**EXERCISE INSTRUCTIONS**
Can you transcribe every line exactly and leave the pictures behind?

**MATERIAL**
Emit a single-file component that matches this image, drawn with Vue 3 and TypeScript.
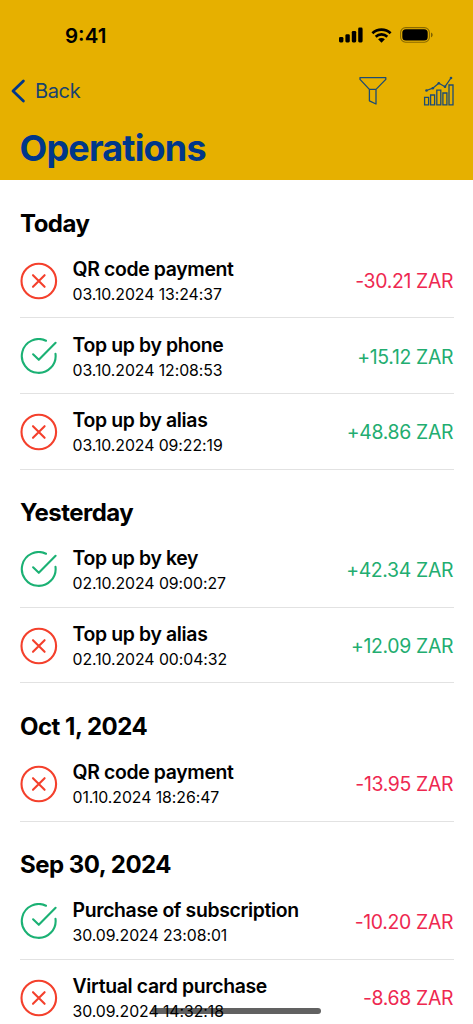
<script setup lang="ts">
interface Operation {
  title: string
  date: string
  amount: string
  ok: boolean
}

interface Group {
  label: string
  items: Operation[]
}

const groups: Group[] = [
  {
    label: 'Today',
    items: [
      { title: 'QR code payment', date: '03.10.2024 13:24:37', amount: '-30.21 ZAR', ok: false },
      { title: 'Top up by phone', date: '03.10.2024 12:08:53', amount: '+15.12 ZAR', ok: true },
      { title: 'Top up by alias', date: '03.10.2024 09:22:19', amount: '+48.86 ZAR', ok: false },
    ],
  },
  {
    label: 'Yesterday',
    items: [
      { title: 'Top up by key', date: '02.10.2024 09:00:27', amount: '+42.34 ZAR', ok: true },
      { title: 'Top up by alias', date: '02.10.2024 00:04:32', amount: '+12.09 ZAR', ok: false },
    ],
  },
  {
    label: 'Oct 1, 2024',
    items: [{ title: 'QR code payment', date: '01.10.2024 18:26:47', amount: '-13.95 ZAR', ok: false }],
  },
  {
    label: 'Sep 30, 2024',
    items: [
      { title: 'Purchase of subscription', date: '30.09.2024 23:08:01', amount: '-10.20 ZAR', ok: true },
      { title: 'Virtual card purchase', date: '30.09.2024 14:32:18', amount: '-8.68 ZAR', ok: false },
    ],
  },
]
</script>

<template>
  <div class="screen">
    <header class="header">
      <div class="status">
        <span class="time">9:41</span>
        <div class="indicators">
          <svg class="signal" width="24" height="16" viewBox="0 0 24 16">
            <rect x="0" y="10" width="4.4" height="5.4" rx="1.3" />
            <rect x="6.4" y="7.2" width="4.4" height="8.2" rx="1.3" />
            <rect x="12.8" y="4" width="4.4" height="11.4" rx="1.3" />
            <rect x="19.2" y="0.6" width="4.4" height="14.8" rx="1.3" />
          </svg>
          <svg class="wifi" width="21" height="15" viewBox="0 0 21 15">
            <path d="M1.4 5.3C6.5 .4 14.5 .4 19.6 5.3M4.7 8.7C8 5.7 13 5.7 16.3 8.7" fill="none" stroke="#000" stroke-width="2.7" />
            <path d="M7.1 11.2C9 9.6 12 9.6 13.9 11.2L10.5 14.7Z" />
          </svg>
          <svg class="battery" width="33" height="16" viewBox="0 0 33 16">
            <rect x="0.6" y="0.6" width="28.8" height="14.6" rx="5" fill="none" stroke="#000" stroke-opacity=".4" stroke-width="1.1" />
            <rect x="2.3" y="2.2" width="25.4" height="11.4" rx="3.6" />
            <path d="M31 5.6C33.2 6.4 33.2 9.4 31 10.2Z" opacity=".45" />
          </svg>
        </div>
      </div>
      <div class="nav">
        <button class="back" type="button">
          <svg width="15" height="24" viewBox="0 0 15 24" fill="none" stroke="#00378a" stroke-width="2.8" stroke-linecap="round" stroke-linejoin="round">
            <path d="M12.4 2L2 12L12.4 22" />
          </svg>
          <span>Back</span>
        </button>
        <div class="actions">
          <svg width="28" height="30" viewBox="0 0 28 30" fill="none" stroke="#1c4b74" stroke-width="1.3" stroke-linejoin="round">
            <path d="M1 1.6H26.8V3.4L17 13.4V28L10.4 24.8V13.4L1 3.4ZM10.4 13.4H17" />
          </svg>
          <svg width="32" height="30" viewBox="0 0 32 30" fill="none" stroke="#1c4b74" stroke-width="1.3">
            <path d="M1.6 21.3H5.6V28.9H1.6ZM7.6 19H11.6V28.9H7.6ZM13.8 14.2H17.8V28.9H13.8ZM19.9 17H23.9V28.9H19.9ZM26 9H30V28.9H26Z" />
            <path d="M3.5 14.5L9.8 12.2L15.8 7.2L22 10.7L28 2" />
            <g fill="#1c4b74" stroke="none">
              <circle cx="3.5" cy="14.5" r="1.3" />
              <circle cx="9.8" cy="12.2" r="1.3" />
              <circle cx="15.8" cy="7.3" r="1.3" />
              <circle cx="22" cy="10.7" r="1.3" />
              <circle cx="28" cy="2" r="1.3" />
            </g>
          </svg>
        </div>
      </div>
      <h1 class="title">Operations</h1>
    </header>

    <main>
      <section v-for="group in groups" :key="group.label">
        <h2 class="label">{{ group.label }}</h2>
        <div v-for="item in group.items" :key="item.date" class="row">
          <svg v-if="item.ok" class="icon" viewBox="0 0 38 38" stroke="#1bb174">
            <path d="M26 2.7A16.9 16.9 0 1 0 35.5 15.9" />
            <path d="M13.1 16.3L18.8 21.8L35.6 4.8" />
          </svg>
          <svg v-else class="icon" viewBox="0 0 38 38" stroke="#f4402c">
            <circle cx="18.8" cy="19" r="17.3" />
            <path d="M13 13.2L24.6 24.8M24.6 13.2L13 24.8" />
          </svg>
          <div class="info">
            <div class="name">{{ item.title }}</div>
            <div class="date">{{ item.date }}</div>
          </div>
          <div class="amount" :class="{ debit: item.amount.startsWith('-') }">{{ item.amount }}</div>
        </div>
      </section>
    </main>
    <div class="home-bar"></div>
  </div>
</template>

<style>
html,
body {
  margin: 0;
  overflow: hidden;
}
</style>

<style scoped>
.screen {
  position: relative;
  width: 473px;
  height: 1024px;
  overflow: hidden;
  background: #fff;
  color: #000;
  font-family: Inter, "Liberation Sans", sans-serif;
}
.header {
  box-sizing: border-box;
  height: 180px;
  background: #e6b000;
  color: #00378a;
}
.status {
  display: flex;
  justify-content: space-between;
  align-items: center;
  height: 70px;
  padding: 0 40px 0 65px;
  color: #000;
}
.time {
  padding-top: 2px;
  font-size: 20.5px;
  font-weight: 600;
  line-height: 24px;
}
.indicators {
  display: flex;
  align-items: center;
  gap: 8px;
}
.nav {
  display: flex;
  justify-content: space-between;
  align-items: center;
  height: 42px;
  padding: 0 18px 0 11px;
}
.back {
  display: flex;
  align-items: center;
  gap: 9px;
  padding: 0;
  border: 0;
  background: none;
  color: #17426f;
  font: 400 20px/24px Inter, sans-serif;
  letter-spacing: -0.35px;
}
.actions {
  display: flex;
  gap: 36px;
}
.title {
  margin: 14px 0 0 19.5px;
  font-size: 36px;
  font-weight: 700;
  letter-spacing: -0.83px;
  line-height: 44px;
}
.label {
  box-sizing: border-box;
  height: 62.5px;
  margin: 0;
  padding: 28.5px 20px 0;
  font-size: 24px;
  font-weight: 700;
  letter-spacing: -0.5px;
  line-height: 30px;
}
.row {
  box-sizing: border-box;
  display: flex;
  align-items: center;
  height: 75.7px;
  margin: 0 19.5px;
  border-bottom: 1.5px solid #e2e2e2;
}
.icon {
  width: 38px;
  height: 38px;
  margin: 2px 15px 0 0;
  flex: none;
  fill: none;
  stroke-width: 2.1;
  stroke-linecap: round;
  stroke-linejoin: round;
}
.info {
  flex: 1;
  padding-top: 3px;
}
.name {
  font-size: 19.4px;
  font-weight: 600;
  letter-spacing: -0.34px;
  line-height: 26px;
}
.date {
  font-size: 15.8px;
  letter-spacing: -0.05px;
  line-height: 25px;
}
.amount {
  padding-top: 2px;
  margin-right: 0.3px;
  color: #22ad70;
  font-size: 19.4px;
  letter-spacing: -0.32px;
  line-height: 26px;
}
.debit {
  color: #ee2850;
}
.home-bar {
  position: absolute;
  left: 152px;
  bottom: 10px;
  width: 169px;
  height: 6px;
  border-radius: 3px;
  background: rgba(0, 0, 0, 0.62);
}
</style>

**REPLY TO THE TASK**
Emit a single-file component that matches this image, drawn with Vue 3 and TypeScript.
<script setup lang="ts">
interface Operation {
  title: string
  date: string
  amount: string
  ok: boolean
}

interface Group {
  label: string
  items: Operation[]
}

const groups: Group[] = [
  {
    label: 'Today',
    items: [
      { title: 'QR code payment', date: '03.10.2024 13:24:37', amount: '-30.21 ZAR', ok: false },
      { title: 'Top up by phone', date: '03.10.2024 12:08:53', amount: '+15.12 ZAR', ok: true },
      { title: 'Top up by alias', date: '03.10.2024 09:22:19', amount: '+48.86 ZAR', ok: false },
    ],
  },
  {
    label: 'Yesterday',
    items: [
      { title: 'Top up by key', date: '02.10.2024 09:00:27', amount: '+42.34 ZAR', ok: true },
      { title: 'Top up by alias', date: '02.10.2024 00:04:32', amount: '+12.09 ZAR', ok: false },
    ],
  },
  {
    label: 'Oct 1, 2024',
    items: [{ title: 'QR code payment', date: '01.10.2024 18:26:47', amount: '-13.95 ZAR', ok: false }],
  },
  {
    label: 'Sep 30, 2024',
    items: [
      { title: 'Purchase of subscription', date: '30.09.2024 23:08:01', amount: '-10.20 ZAR', ok: true },
      { title: 'Virtual card purchase', date: '30.09.2024 14:32:18', amount: '-8.68 ZAR', ok: false },
    ],
  },
]
</script>

<template>
  <div class="screen">
    <header class="header">
      <div class="status">
        <span class="time">9:41</span>
        <div class="indicators">
          <svg class="signal" width="24" height="16" viewBox="0 0 24 16">
            <rect x="0" y="10" width="4.4" height="5.4" rx="1.3" />
            <rect x="6.4" y="7.2" width="4.4" height="8.2" rx="1.3" />
            <rect x="12.8" y="4" width="4.4" height="11.4" rx="1.3" />
            <rect x="19.2" y="0.6" width="4.4" height="14.8" rx="1.3" />
          </svg>
          <svg class="wifi" width="21" height="15" viewBox="0 0 21 15">
            <path d="M1.4 5.3C6.5 .4 14.5 .4 19.6 5.3M4.7 8.7C8 5.7 13 5.7 16.3 8.7" fill="none" stroke="#000" stroke-width="2.7" />
            <path d="M7.1 11.2C9 9.6 12 9.6 13.9 11.2L10.5 14.7Z" />
          </svg>
          <svg class="battery" width="33" height="16" viewBox="0 0 33 16">
            <rect x="0.6" y="0.6" width="28.8" height="14.6" rx="5" fill="none" stroke="#000" stroke-opacity=".4" stroke-width="1.1" />
            <rect x="2.3" y="2.2" width="25.4" height="11.4" rx="3.6" />
            <path d="M31 5.6C33.2 6.4 33.2 9.4 31 10.2Z" opacity=".45" />
          </svg>
        </div>
      </div>
      <div class="nav">
        <button class="back" type="button">
          <svg width="15" height="24" viewBox="0 0 15 24" fill="none" stroke="#00378a" stroke-width="2.8" stroke-linecap="round" stroke-linejoin="round">
            <path d="M12.4 2L2 12L12.4 22" />
          </svg>
          <span>Back</span>
        </button>
        <div class="actions">
          <svg width="28" height="30" viewBox="0 0 28 30" fill="none" stroke="#1c4b74" stroke-width="1.3" stroke-linejoin="round">
            <path d="M1 1.6H26.8V3.4L17 13.4V28L10.4 24.8V13.4L1 3.4ZM10.4 13.4H17" />
          </svg>
          <svg width="32" height="30" viewBox="0 0 32 30" fill="none" stroke="#1c4b74" stroke-width="1.3">
            <path d="M1.6 21.3H5.6V28.9H1.6ZM7.6 19H11.6V28.9H7.6ZM13.8 14.2H17.8V28.9H13.8ZM19.9 17H23.9V28.9H19.9ZM26 9H30V28.9H26Z" />
            <path d="M3.5 14.5L9.8 12.2L15.8 7.2L22 10.7L28 2" />
            <g fill="#1c4b74" stroke="none">
              <circle cx="3.5" cy="14.5" r="1.3" />
              <circle cx="9.8" cy="12.2" r="1.3" />
              <circle cx="15.8" cy="7.3" r="1.3" />
              <circle cx="22" cy="10.7" r="1.3" />
              <circle cx="28" cy="2" r="1.3" />
            </g>
          </svg>
        </div>
      </div>
      <h1 class="title">Operations</h1>
    </header>

    <main>
      <section v-for="group in groups" :key="group.label">
        <h2 class="label">{{ group.label }}</h2>
        <div v-for="item in group.items" :key="item.date" class="row">
          <svg v-if="item.ok" class="icon" viewBox="0 0 38 38" stroke="#1bb174">
            <path d="M26 2.7A16.9 16.9 0 1 0 35.5 15.9" />
            <path d="M13.1 16.3L18.8 21.8L35.6 4.8" />
          </svg>
          <svg v-else class="icon" viewBox="0 0 38 38" stroke="#f4402c">
            <circle cx="18.8" cy="19" r="17.3" />
            <path d="M13 13.2L24.6 24.8M24.6 13.2L13 24.8" />
          </svg>
          <div class="info">
            <div class="name">{{ item.title }}</div>
            <div class="date">{{ item.date }}</div>
          </div>
          <div class="amount" :class="{ debit: item.amount.startsWith('-') }">{{ item.amount }}</div>
        </div>
      </section>
    </main>
    <div class="home-bar"></div>
  </div>
</template>

<style>
html,
body {
  margin: 0;
  overflow: hidden;
}
</style>

<style scoped>
.screen {
  position: relative;
  width: 473px;
  height: 1024px;
  overflow: hidden;
  background: #fff;
  color: #000;
  font-family: Inter, "Liberation Sans", sans-serif;
}
.header {
  box-sizing: border-box;
  height: 180px;
  background: #e6b000;
  color: #00378a;
}
.status {
  display: flex;
  justify-content: space-between;
  align-items: center;
  height: 70px;
  padding: 0 40px 0 65px;
  color: #000;
}
.time {
  padding-top: 2px;
  font-size: 20.5px;
  font-weight: 600;
  line-height: 24px;
}
.indicators {
  display: flex;
  align-items: center;
  gap: 8px;
}
.nav {
  display: flex;
  justify-content: space-between;
  align-items: center;
  height: 42px;
  padding: 0 18px 0 11px;
}
.back {
  display: flex;
  align-items: center;
  gap: 9px;
  padding: 0;
  border: 0;
  background: none;
  color: #17426f;
  font: 400 20px/24px Inter, sans-serif;
  letter-spacing: -0.35px;
}
.actions {
  display: flex;
  gap: 36px;
}
.title {
  margin: 14px 0 0 19.5px;
  font-size: 36px;
  font-weight: 700;
  letter-spacing: -0.83px;
  line-height: 44px;
}
.label {
  box-sizing: border-box;
  height: 62.5px;
  margin: 0;
  padding: 28.5px 20px 0;
  font-size: 24px;
  font-weight: 700;
  letter-spacing: -0.5px;
  line-height: 30px;
}
.row {
  box-sizing: border-box;
  display: flex;
  align-items: center;
  height: 75.7px;
  margin: 0 19.5px;
  border-bottom: 1.5px solid #e2e2e2;
}
.icon {
  width: 38px;
  height: 38px;
  margin: 2px 15px 0 0;
  flex: none;
  fill: none;
  stroke-width: 2.1;
  stroke-linecap: round;
  stroke-linejoin: round;
}
.info {
  flex: 1;
  padding-top: 3px;
}
.name {
  font-size: 19.4px;
  font-weight: 600;
  letter-spacing: -0.34px;
  line-height: 26px;
}
.date {
  font-size: 15.8px;
  letter-spacing: -0.05px;
  line-height: 25px;
}
.amount {
  padding-top: 2px;
  margin-right: 0.3px;
  color: #22ad70;
  font-size: 19.4px;
  letter-spacing: -0.32px;
  line-height: 26px;
}
.debit {
  color: #ee2850;
}
.home-bar {
  position: absolute;
  left: 152px;
  bottom: 10px;
  width: 169px;
  height: 6px;
  border-radius: 3px;
  background: rgba(0, 0, 0, 0.62);
}
</style>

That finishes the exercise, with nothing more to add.